The Gospel of John, in addition to the above scripture, includes many similar “I am” scriptures in which Jesus claims great power and authority, for example:
And Jesus said unto them, I am the bread of life: he that cometh to me shall never hunger; and he that believeth on me shall never thirst. (John 6:35 KJV)
Jesus said unto her, I am the resurrection, and the life: he that believeth in me, though he were dead, yet shall he live: (John 11:25 KJV)
Then spake Jesus again unto them, saying, I am the light of the world: he that followeth me shall not walk in darkness, but shall have the light of life. (John 8:12 KJV)
Critical readers may be willing to simply dismiss all these saying of Jesus as later additions by Christians who had developed a much more elevated Christology than Jesus originally claimed. And they have a point. But let’s follow this train of thought a little further. In the last scripture quoted, Jesus claims to be the “light”, not simply of his disciples, or his town, or the Jews in general… but of the entire world – including, by implication, people who had NEVER HEARD OF HIM. This echoes a similar set of statements earlier in John’s gospel:
In him was life; and the life was the light of men. And the light shineth in darkness; and the darkness comprehended it not…the true Light, which lighteth every man that cometh into the world. (John 1:4-9 KJV)
Who is this “He” who is the “light of the world”? John identifies it as the “Word” (“logos” in Greek). This “Word” is coequal with God himself. The “Word” is eternal, and creates all things. In the Greek philosophies, “logos” was used to speak of the underlying reality of the universe – the animating power, the supreme truth. John implies that this “Logos” is, in fact, Jesus. “The Word became flesh and dwelt among us”.
It sounds almost like we are talking about two different beings. In other gospel accounts, particularly earlier ones, Jesus (although a miracle worker) seems very human in many respects. He was born, suffered, and died. He didn’t know who touched him in the crowd. He asked God to save him from suffering. He was hungry and thirsty. Then there are these statements in John about the eternal, uncreated, omnipotent, omniscient Logos of God. What is the relationship between these two descriptions?
The answer worked out and agreed to by many Christians (after centuries of squabbling) is that Jesus Christ had TWO completely different “natures”. He had a human nature (let’s call that one “Jesus”) and he had a DIVINE nature as the Logos of God (let’s call that one “Christ”) and these two natures were seamlessly united in one person. In eastern or New-Age terminology – one might say that Jesus was an “Avatar” – a person completely united with the Divine Nature so as to be an incarnation of God.

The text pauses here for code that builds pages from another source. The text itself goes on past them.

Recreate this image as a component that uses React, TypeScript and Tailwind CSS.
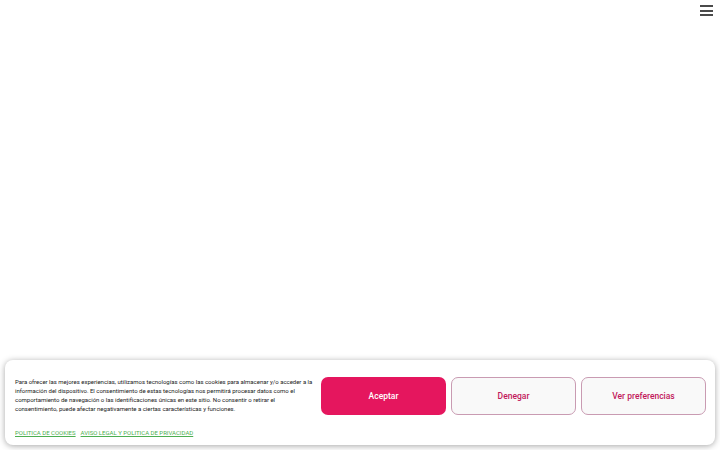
import React from 'react';

const lines = [
  'Para ofrecer las mejores experiencias, utilizamos tecnologías como las cookies para almacenar y/o acceder a la',
  'información del dispositivo. El consentimiento de estas tecnologías nos permitirá procesar datos como el',
  'comportamiento de navegación o las identificaciones únicas en este sitio. No consentir o retirar el',
  'consentimiento, puede afectar negativamente a ciertas características y funciones.',
];

export default function App() {
  return (
    <div
      className="relative flex h-[450px] w-full flex-col bg-white"
      style={{ fontFamily: 'Roboto, "Noto Sans", sans-serif' }}
    >
      {/* Header */}
      <div className="flex justify-end pr-[7px] pt-[5px]">
        <button aria-label="Menu" className="flex w-[13px] flex-col gap-[2.5px]">
          <span className="block h-[2px] w-full bg-[#4a4a4a]" />
          <span className="block h-[2px] w-full bg-[#4a4a4a]" />
          <span className="block h-[2px] w-full bg-[#4a4a4a]" />
        </button>
      </div>

      <div className="flex-1" />

      {/* Cookie banner */}
      <div className="mx-[5px] mb-[5px] flex h-[85px] rounded-[8px] bg-white pl-[10px] pr-[9px] pt-[17px] shadow-[0_1px_6px_rgba(0,0,0,0.35)]">
        <div className="flex w-[305px] shrink-0 flex-col">
          <p className="whitespace-nowrap text-[6px] leading-[9px] tracking-[-0.01px] text-[#222]">
            {lines.map((l) => (
              <span key={l} className="block">{l}</span>
            ))}
          </p>
          <div className="mt-[15px] flex gap-[5px] text-[6px] leading-[9px] text-[#4caf50]">
            <a href="#" className="underline">POLITICA DE COOKIES</a>
            <a href="#" className="underline">AVISO LEGAL Y POLITICA DE PRIVACIDAD</a>
          </div>
        </div>
        <div className="flex flex-1 justify-end gap-[5px]">
          <button className="h-[38px] w-[125px] rounded-[7px] bg-[#e5165e] text-[8.5px] font-medium text-white">
            Aceptar
          </button>
          <button className="h-[38px] w-[125px] rounded-[7px] border border-[#c99bb2] bg-[#f9f9f9] text-[8.5px] font-medium text-[#c2185b]">
            Denegar
          </button>
          <button className="h-[38px] w-[125px] rounded-[7px] border border-[#c99bb2] bg-[#f9f9f9] text-[8.5px] font-medium text-[#c2185b]">
            Ver preferencias
          </button>
        </div>
      </div>
    </div>
  );
}
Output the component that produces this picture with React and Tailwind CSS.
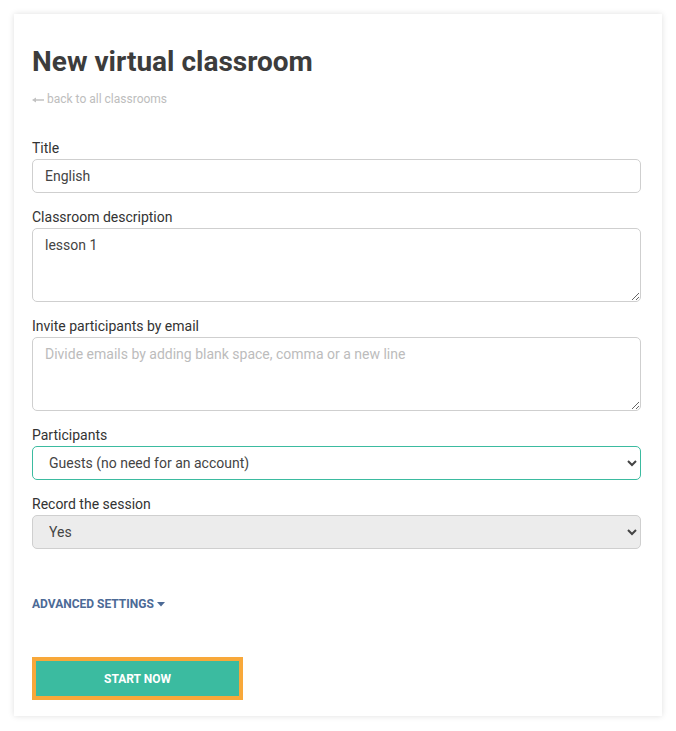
import React from 'react';

function Field({ label, children }) {
  return (
    <div className="flex flex-col">
      <label className="mb-[1px] text-[14px] leading-[20px] text-[#333]">{label}</label>
      {children}
    </div>
  );
}

export default function App() {
  return (
    <div className="min-h-[731px] bg-white p-[14px] font-['Roboto',sans-serif]">
      <div className="w-[648px] bg-white pl-[18px] pr-[21px] pt-[31px] pb-[16px] shadow-[0_0_6px_rgba(0,0,0,0.13)]">
        <h1 className="text-[28px] font-bold leading-[34px] text-[#3c3c3c]">New virtual classroom</h1>
        <a href="#" className="mt-[12px] flex items-center gap-[3px] text-[12px] leading-[16px] text-[#bdbdbd]">
          <svg width="12" height="6" viewBox="0 0 12 6" className="mt-[1px]">
            <path d="M0 3L4 0.5V2.2H12V3.8H4V5.5Z" fill="#c2c2c2" />
          </svg>
          back to all classrooms
        </a>

        {/* Formularz */}
        <div className="mt-[31px] flex flex-col gap-[14px]">
          <Field label="Title">
            <input
              defaultValue="English"
              className="h-[34px] rounded-[5px] border border-[#cfcfcf] px-[12px] text-[14px] text-[#444] outline-none"
            />
          </Field>
          <Field label="Classroom description">
            <textarea
              defaultValue="lesson 1"
              className="h-[74px] rounded-[5px] border border-[#cfcfcf] px-[12px] py-[6px] text-[14px] leading-[20px] text-[#444] outline-none"
            />
          </Field>
          <Field label="Invite participants by email">
            <textarea
              placeholder="Divide emails by adding blank space, comma or a new line"
              className="h-[74px] rounded-[5px] border border-[#cfcfcf] px-[12px] py-[6px] text-[14px] leading-[20px] text-[#444] outline-none placeholder:text-[#bcbcbc]"
            />
          </Field>
          <Field label="Participants">
            <select className="h-[34px] rounded-[5px] border border-[#3bbba0] bg-white px-[12px] text-[14px] text-[#444] outline-none">
              <option>Guests (no need for an account)</option>
            </select>
          </Field>
          <Field label="Record the session">
            <select className="h-[34px] rounded-[5px] border border-[#cfcfcf] bg-[#ececec] px-[12px] text-[14px] text-[#444] outline-none">
              <option>Yes</option>
            </select>
          </Field>
        </div>

        <button className="mt-[47px] flex items-center gap-[3px] text-[12px] font-bold uppercase leading-[16px] text-[#4c6a96]">
          Advanced settings
          <svg width="8" height="5" viewBox="0 0 8 5" className="mt-[1px]">
            <path d="M0 0h8L4 4.5z" fill="#4c6a96" />
          </svg>
        </button>

        <button className="mt-[45px] h-[43px] w-[211px] border-[4px] border-[#f8a83a] bg-[#3bbba0] text-[12px] font-bold uppercase text-white">
          Start now
        </button>
      </div>
    </div>
  );
}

This helps us to understand some of the otherwise incomprehensible claims of John. How, after all, could Jesus – one individual man – be the light which enlightens EVERY SINGLE PERSON who comes into the world? (even those who’ve never heard of him). The answer is that it is the Logos of God who enlightens all people. All people, in other words, have access to the underlying Reality of the cosmos. All of them are connected to the creative energy which animates the universe. All of them have access to the universal Truth at the root of all things. All people who have ever lived are immersed in the Logos. All people are enlightened by “Christ”, even if they have never heard of “Jesus”. Only in THIS way can Christ be the light of the world, and enlighten all. Such a statement fits in Jesus’ mouth only because he is united with the Logos of God.

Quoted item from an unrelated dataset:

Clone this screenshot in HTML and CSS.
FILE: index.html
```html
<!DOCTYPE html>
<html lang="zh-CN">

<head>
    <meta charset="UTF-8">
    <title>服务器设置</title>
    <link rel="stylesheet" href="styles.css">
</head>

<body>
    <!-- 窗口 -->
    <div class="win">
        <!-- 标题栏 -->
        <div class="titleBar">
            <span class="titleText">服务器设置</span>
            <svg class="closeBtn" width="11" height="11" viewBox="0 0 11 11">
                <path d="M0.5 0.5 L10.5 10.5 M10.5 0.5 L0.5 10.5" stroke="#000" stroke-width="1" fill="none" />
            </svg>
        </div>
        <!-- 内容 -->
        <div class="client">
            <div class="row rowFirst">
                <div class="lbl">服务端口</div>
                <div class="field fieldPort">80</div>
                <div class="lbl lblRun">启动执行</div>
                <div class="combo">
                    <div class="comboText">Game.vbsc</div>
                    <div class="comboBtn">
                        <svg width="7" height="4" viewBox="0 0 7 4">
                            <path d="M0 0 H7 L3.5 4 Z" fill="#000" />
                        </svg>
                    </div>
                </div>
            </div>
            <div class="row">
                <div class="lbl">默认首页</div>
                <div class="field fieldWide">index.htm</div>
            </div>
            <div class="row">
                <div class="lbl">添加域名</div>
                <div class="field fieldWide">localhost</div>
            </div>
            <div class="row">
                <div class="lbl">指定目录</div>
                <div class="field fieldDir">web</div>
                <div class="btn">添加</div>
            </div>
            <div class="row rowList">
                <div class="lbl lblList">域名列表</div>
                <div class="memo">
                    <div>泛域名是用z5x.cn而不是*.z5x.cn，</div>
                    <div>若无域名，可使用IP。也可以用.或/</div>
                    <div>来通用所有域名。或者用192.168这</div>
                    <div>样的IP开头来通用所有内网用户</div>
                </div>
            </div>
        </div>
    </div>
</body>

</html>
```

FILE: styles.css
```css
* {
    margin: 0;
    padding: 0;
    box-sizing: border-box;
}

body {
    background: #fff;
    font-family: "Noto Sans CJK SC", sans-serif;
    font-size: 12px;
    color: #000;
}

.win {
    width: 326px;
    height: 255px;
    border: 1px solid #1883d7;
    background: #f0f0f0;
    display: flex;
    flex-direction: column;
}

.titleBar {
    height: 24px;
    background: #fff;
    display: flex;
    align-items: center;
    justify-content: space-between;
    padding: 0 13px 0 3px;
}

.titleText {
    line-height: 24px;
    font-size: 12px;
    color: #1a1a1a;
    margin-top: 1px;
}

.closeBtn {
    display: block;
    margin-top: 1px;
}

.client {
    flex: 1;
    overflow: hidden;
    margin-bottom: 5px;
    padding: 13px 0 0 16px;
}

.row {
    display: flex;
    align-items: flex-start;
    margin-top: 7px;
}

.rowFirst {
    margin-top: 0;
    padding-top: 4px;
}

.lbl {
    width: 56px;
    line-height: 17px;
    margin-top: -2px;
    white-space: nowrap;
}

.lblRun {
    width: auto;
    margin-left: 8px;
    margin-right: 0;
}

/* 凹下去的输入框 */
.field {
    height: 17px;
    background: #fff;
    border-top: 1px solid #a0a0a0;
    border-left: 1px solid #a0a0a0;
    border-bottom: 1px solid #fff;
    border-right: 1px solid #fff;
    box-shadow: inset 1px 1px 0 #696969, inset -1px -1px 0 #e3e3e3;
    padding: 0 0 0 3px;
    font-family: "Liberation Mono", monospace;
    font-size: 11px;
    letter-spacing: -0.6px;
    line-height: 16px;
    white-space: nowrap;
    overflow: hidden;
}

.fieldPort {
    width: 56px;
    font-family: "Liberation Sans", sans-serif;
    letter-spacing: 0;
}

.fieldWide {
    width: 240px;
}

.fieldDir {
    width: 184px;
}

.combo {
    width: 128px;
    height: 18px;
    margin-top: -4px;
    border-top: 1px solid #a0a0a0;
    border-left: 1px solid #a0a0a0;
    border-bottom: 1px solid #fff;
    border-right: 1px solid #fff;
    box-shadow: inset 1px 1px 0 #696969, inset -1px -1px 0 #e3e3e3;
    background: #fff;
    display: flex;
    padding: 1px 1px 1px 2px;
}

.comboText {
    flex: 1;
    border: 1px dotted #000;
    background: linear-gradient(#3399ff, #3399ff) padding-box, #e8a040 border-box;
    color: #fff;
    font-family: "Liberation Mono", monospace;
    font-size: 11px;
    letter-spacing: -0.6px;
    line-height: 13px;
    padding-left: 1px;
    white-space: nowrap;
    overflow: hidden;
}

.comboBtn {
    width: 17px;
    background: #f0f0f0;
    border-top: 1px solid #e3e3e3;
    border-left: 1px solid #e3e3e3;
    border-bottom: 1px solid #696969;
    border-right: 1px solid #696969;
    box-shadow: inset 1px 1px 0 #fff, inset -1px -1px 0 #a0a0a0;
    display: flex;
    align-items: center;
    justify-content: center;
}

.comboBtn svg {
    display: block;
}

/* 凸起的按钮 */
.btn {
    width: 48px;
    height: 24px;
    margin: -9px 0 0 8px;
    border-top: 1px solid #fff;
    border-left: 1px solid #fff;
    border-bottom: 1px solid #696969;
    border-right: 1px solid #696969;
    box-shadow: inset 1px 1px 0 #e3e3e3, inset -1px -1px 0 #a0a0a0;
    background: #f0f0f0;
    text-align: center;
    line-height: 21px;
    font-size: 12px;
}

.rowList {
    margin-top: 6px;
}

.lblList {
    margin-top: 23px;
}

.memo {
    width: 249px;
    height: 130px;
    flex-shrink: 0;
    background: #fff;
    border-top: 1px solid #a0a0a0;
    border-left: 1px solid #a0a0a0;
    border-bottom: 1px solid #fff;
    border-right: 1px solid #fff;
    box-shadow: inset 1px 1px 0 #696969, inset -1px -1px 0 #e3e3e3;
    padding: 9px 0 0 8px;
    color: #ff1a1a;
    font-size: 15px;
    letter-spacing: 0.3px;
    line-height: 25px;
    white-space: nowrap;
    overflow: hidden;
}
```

But now let us re-examine our problem scripture: “I am the way, the truth, and the life: no man cometh unto the Father, but by me.” But does this refer to the human nature “Jesus”? Does it refer to the preacher of Nazareth, born in Bethelem and crucified in Jerusalem? Or does it refer instead to the divine nature of “Christ”, the light of the world? If it refers to “Christ” the Logos – then the whole puzzle is solved. We might imagine a person worthy of heaven who didn’t know the name “Jesus” – but can we imagine a person in heaven other than by the path of universal truth and light? Everyone who comes to the Father comes through the Christ principle – but many of them do not know the name of Jesus.

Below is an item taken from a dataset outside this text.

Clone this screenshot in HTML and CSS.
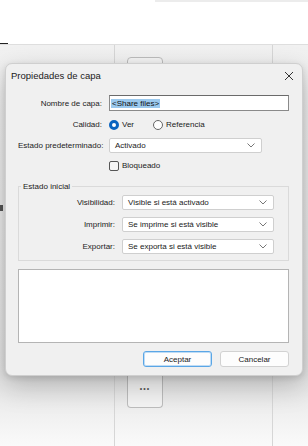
FILE: index.html
```html
<!DOCTYPE html>
<html lang="es">
<head>
<meta charset="utf-8">
<link rel="stylesheet" href="styles.css">
</head>
<body>
<div class="top">
  <div class="top-strip"></div>
  <div class="top-mark"></div>
</div>
<div class="workspace">
  <div class="col col-left"><span class="edge-mark"></span></div>
  <div class="col col-mid">
    <div class="tile tile-top"></div>
    <div class="tile tile-more">•••</div>
  </div>
  <div class="col col-right"></div>
</div>

<div class="dialog">
  <div class="titlebar">
    <span class="title">Propiedades de capa</span>
    <svg class="close" width="10" height="10" viewBox="0 0 10 10"><path d="M1 1L9 9M9 1L1 9" stroke="#333" stroke-width="1"/></svg>
  </div>
  <div class="content">
    <div class="form">
      <label class="lbl">Nombre de capa:</label>
      <div class="input"><span class="sel">&lt;Share files&gt;</span></div>

      <label class="lbl">Calidad:</label>
      <div class="radios">
        <span class="radio on"></span><span class="rtext">Ver</span>
        <span class="radio off"></span><span class="rtext">Referencia</span>
      </div>

      <label class="lbl">Estado predeterminado:</label>
      <div class="select short"><span>Activado</span><svg width="8" height="5" viewBox="0 0 8 5"><path d="M0.5 0.5L4 4L7.5 0.5" fill="none" stroke="#777"/></svg></div>

      <span></span>
      <div class="check-row"><span class="check"></span><span class="rtext">Bloqueado</span></div>
    </div>

    <fieldset class="group">
      <legend>Estado inicial</legend>
      <div class="gform">
        <label class="lbl">Visibilidad:</label>
        <div class="select"><span>Visible si está activado</span><svg width="8" height="5" viewBox="0 0 8 5"><path d="M0.5 0.5L4 4L7.5 0.5" fill="none" stroke="#777"/></svg></div>
        <label class="lbl">Imprimir:</label>
        <div class="select"><span>Se imprime si está visible</span><svg width="8" height="5" viewBox="0 0 8 5"><path d="M0.5 0.5L4 4L7.5 0.5" fill="none" stroke="#777"/></svg></div>
        <label class="lbl">Exportar:</label>
        <div class="select"><span>Se exporta si está visible</span><svg width="8" height="5" viewBox="0 0 8 5"><path d="M0.5 0.5L4 4L7.5 0.5" fill="none" stroke="#777"/></svg></div>
      </div>
    </fieldset>

    <div class="notes"></div>

    <div class="buttons">
      <button class="btn primary">Aceptar</button>
      <button class="btn">Cancelar</button>
    </div>
  </div>
</div>
</body>
</html>
```
FILE: styles.css
```css
* { box-sizing: border-box; }
html, body { margin: 0; padding: 0; }
body {
  width: 308px;
  height: 446px;
  overflow: hidden;
  position: relative;
  background: #fff;
  font-family: "Liberation Sans", Arial, sans-serif;
  color: #1a1a1a;
}
.top {
  height: 45px;
  position: relative;
  background: #fff;
  border-bottom: 1px solid #dedede;
}
.top-strip {
  position: absolute;
  left: 155px; right: 0; top: 0;
  height: 2px;
  background: #ececec;
}
.top-mark {
  position: absolute;
  left: 0; bottom: 0;
  width: 8px; height: 1px;
  background: #222;
}
.workspace {
  display: flex;
  height: 401px;
  background: linear-gradient(#f1f1f1 0, #e4e4e4 330px, #fafafa 401px);
}
.col-left { width: 114px; position: relative; }
.edge-mark {
  position: absolute;
  left: 0; top: 160px;
  width: 3px; height: 6px;
  background: #555;
}
.col-mid {
  width: 159px;
  border-left: 1px solid #d6d6d6;
  border-right: 1px solid #d6d6d6;
  position: relative;
}
.col-right { flex: 1; }
.tile {
  position: absolute;
  left: 12px;
  width: 36px;
  border: 1px solid #bdbdbd;
  border-radius: 3px;
  background: #f4f4f4;
}
.tile-top { top: 12px; height: 20px; border-radius: 4px 4px 0 0; }
.tile-more {
  top: 315px; height: 48px;
  border-top: none;
  border-radius: 0 0 4px 4px;
  font-size: 7px;
  line-height: 8px;
  letter-spacing: 1px;
  color: #555;
  text-align: center;
  padding-top: 25px;
}

.dialog {
  position: absolute;
  left: 5px; top: 63px;
  width: 298px; height: 313px;
  background: #f0f0f0;
  border: 1px solid #cfcfcf;
  border-radius: 7px;
  box-shadow: 0 10px 28px rgba(0,0,0,0.22), 0 2px 6px rgba(0,0,0,0.12);
}
.titlebar {
  height: 23px;
  display: flex;
  align-items: center;
  justify-content: space-between;
  padding: 0 8px 0 5px;
}
.title {
  font-family: "Liberation Sans", Arial, sans-serif;
  font-size: 9.5px;
  color: #1a1a1a;
}
.close { margin-top: 1px; }
.content {
  padding: 8px 14px 0 12px;
  font-size: 8px;
}
.form {
  display: grid;
  grid-template-columns: 84px 180px;
  column-gap: 7px;
  grid-template-rows: 16px 15px 15px 13px;
  row-gap: 6px;
  align-items: center;
}
.lbl { text-align: right; color: #222; white-space: nowrap; }
.input {
  height: 16px;
  background: #fff;
  border: 1px solid #8a8a8a;
  border-top-color: #6a6a6a;
  padding: 2px 1px;
  display: flex;
  align-items: center;
}
.sel { background: #9bc9ee; padding: 0 1px; color: #111; }
.radios { display: flex; align-items: center; }
.radio {
  width: 10px; height: 10px;
  border-radius: 50%;
  display: inline-block;
}
.radio.on { border: 3px solid #0a64c0; background: #fff; }
.radio.off { border: 1px solid #666; background: #fff; margin-left: 19px; }
.rtext { margin-left: 3px; }
.select {
  height: 15px;
  background: #fff;
  border: 1px solid #cfcfcf;
  border-radius: 2px;
  display: flex;
  align-items: center;
  justify-content: space-between;
  padding: 0 6px 0 5px;
}
.select.short { width: 153px; }
.check-row { display: flex; align-items: center; }
.check {
  width: 10px; height: 10px;
  border: 1px solid #555;
  border-radius: 2px;
  background: #f6f6f6;
}
.group {
  margin: 10px 0 0 0;
  width: 271px;
  border: 1px solid #dadada;
  padding: 4px 14px 6px 0;
  min-inline-size: 0;
}
.group legend {
  padding: 0 2px;
  margin-left: 2px;
  font-size: 8px;
}
.gform {
  display: grid;
  grid-template-columns: 96px 152px;
  column-gap: 7px;
  grid-auto-rows: 15px;
  row-gap: 7px;
  align-items: center;
}
.notes {
  margin-top: 8px;
  width: 271px;
  height: 74px;
  background: #fff;
  border: 1px solid #b4b4b4;
}
.buttons {
  display: flex;
  justify-content: flex-end;
  gap: 8px;
  width: 271px;
  margin-top: 8px;
}
.btn {
  width: 69px; height: 16px;
  font-family: "Liberation Sans", Arial, sans-serif;
  font-size: 8px;
  color: #1a1a1a;
  background: #fdfdfd;
  border: 1px solid #d2d2d2;
  border-radius: 3px;
  padding: 0;
}
.btn.primary { border: 1px solid #5aa6e6; box-shadow: inset 0 0 0 1px #bfdcf5; }
```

Every person who has ever lived is in touch with the Christ principle. It lives at the core of every soul. It enlightens the world’s great religions, and inspires all the world’s great saints. Every good deed is done through Christ. Every beautiful thing expresses Christ. Every truth embodies Christ. And it is through Christ the Logos that God is approached.
I’ve quoted it several times here, but one of my favorite passages on this is from the Narnia books by C.S. Lewis. In “The Last Battle”, a soldier who worships a demon (named “Tash”) meets Aslan (Jesus) in a final judgement. He is accepted into heaven, and is confused, because he has served Tash all his life. Aslan explains to him: “For I and he are of such different kinds that no service which is vile can be done to me, and none which is not vile can be done to him. Therefore if any man swear by Tash and keep his oath for the oath's sake, it is by me that he has truly sworn, though he know it not, and it is I who reward him. And if any man do a cruelty in my name, then, though he says the name Aslan, it is Tash whom he serves and by Tash his deed is accepted. Dost thou understand, Child? I said, Lord, thou knowest how much I understand. But I said also (for the truth constrained me), Yet I have been seeking Tash all my days. Beloved, said the Glorious One, unless thy desire had been for me thou shouldst not have sought so long and so truly. For all find what they truly seek."